Di
bawah lindungan Allah, ku berusaha menjadi yang baik. Proses menuju kebaikan
yang terkadang belum menyeluruh pada hati dan jiwaku. Lisan dan perbuatan yang
belum bisa seimbang, ibarat memerintah orang lain tetapi hati sendiri belum
melakukan kata hati seperti melakukan sesuatu belum selaras dengan lisanku.
Sungguh diri ini kecil dan lemah, keimanan yang belum kuat, keegoisan yang
tinggi, sulit menerima kritik dan saran, serta selalu sombong di gemerlapnya
dunia.
Kebetulan ku mempunyai sahabat yang
mungkin kini ku baru sadar telah diperhatikan dengan nasehat-nasehat baiknya. Tempo
dulu ku merasa pingin menang sendiri, sulit untuk dikritik dan diberi saran,
kini ku merasakan bahwasanya nasehat itu benar harus diberlakukan sekarang. Katakanlah
ku kurangnya kasih sayang, semenjak Ibuku tiada perhatian banyak ku dapat dari
saudaraku tercinta dan kini siapa lagi kalau bukan sahabat.
Sahabat yang selalu melindungi,
membimbing untuk kebaikan kita, selalu kita abaikan kebaikannya bahkan tanpa
kita sadari yang kita campakkan selalu mendo’akan kita. Sungguh apakah ini sahabat yang kebetulan
atau kesengajaan? Tak pernah sahabat membalas sikap buruk ku bahkan dia selalu
berdo’a. Dan sahabat itulah yang membuatku dewasa, sungguh beratinya sahabat,
sahabat yang bukan hanya kita manfaatkan ketika kita membutuhkannya akan tetapi
sahabat yang bisa kita ajak bekerja sama, saling menasehati dan mengingatkan.

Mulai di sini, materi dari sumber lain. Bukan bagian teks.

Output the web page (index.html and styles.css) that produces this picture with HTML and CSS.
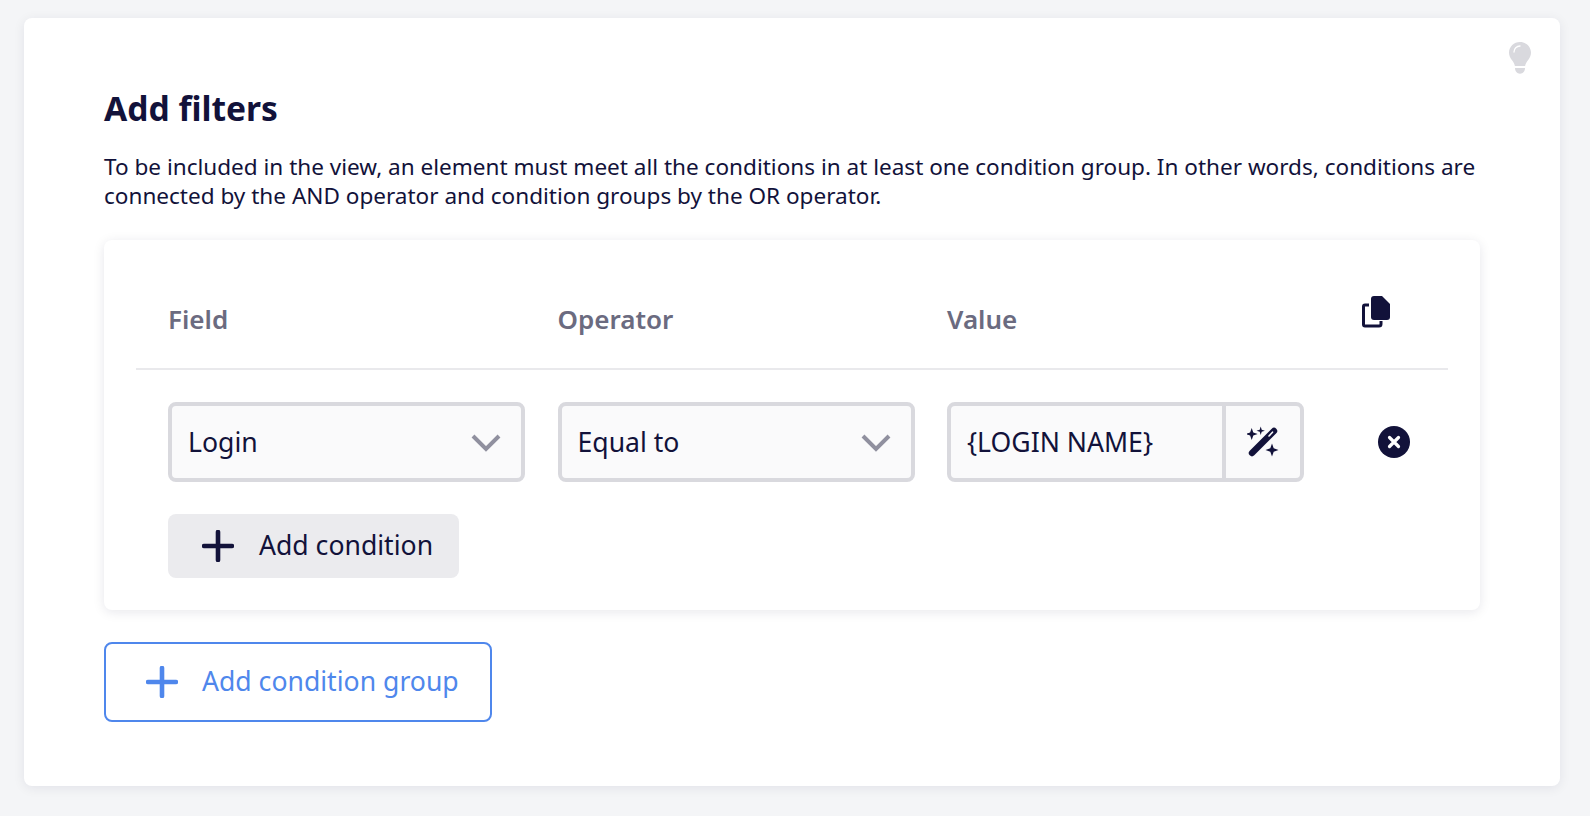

Awalnya ku selalu suudzan, apa sih
untungnya suudzan? bahkan sadar suudzan itu perbuatan yang tidak baik, akan
tetapi sahabat yang membaiki kita, malah kita yang selalu menyakitinya bahkan
ia tak membalasnya, astaghfirullahal’adzim, ternyata husnudhan itu juga perlu dibutuhkan
latihan. Mudah lisan ini untuk mengatakan itu sungguh jika kita memahami dan
mengaplikasinnya sungguh perlu tahap-demi tahap yang selalu mengalami jatuh
bangun.
Kebetulankah atau kesengajaan ku
mempunyai sahabat yang mungkin unik bagiku. Ia bisa mengetahui apa yang ku
lakukan, dari batin, niat, yang nampak bahkan yang tak nampak. Awalnya ku
merasa takut. Ku bingung ko bisa tahu ya,, jangan-jangan, kecurigaan selalu
muncul, katakanlah kegalauan yang tingkatnya hampir tinggi. Ku selalu berusaha
mencari solusi, bahkan solusi itulah yang bisa menenangkan aku untuk selalu
berhusnudhan, bahwasanya luruskan niat, yang bisa mengetahui itu semua hanyalah
Allah, keimananmu harus kamu tingkatkan.
Perasaanku selalu gelisah, kenapa
sahabatku bisa tahu semuanya, sehingga yang terjadi ku malu dengan diriku
sendiri, bahkan sama Allah, Allah saja yang selalu melihat perilaku kita tanpa
tidur kita seakan mati rasa, itu baru manusia yang ibaratnya mempunyai
kelebihan, kita merasa diawasi, positifnya bahwasanya Allah yang utama, Allah
yang selalu mengawasi kita, seharusnya ku lebih malu sama Allah, dengan begitu
ku sadar ku merasa kecil, apa yang kita banggakan di dunia ini, semuanya hanya
titipan, dan bagaimana kita mengelolanya?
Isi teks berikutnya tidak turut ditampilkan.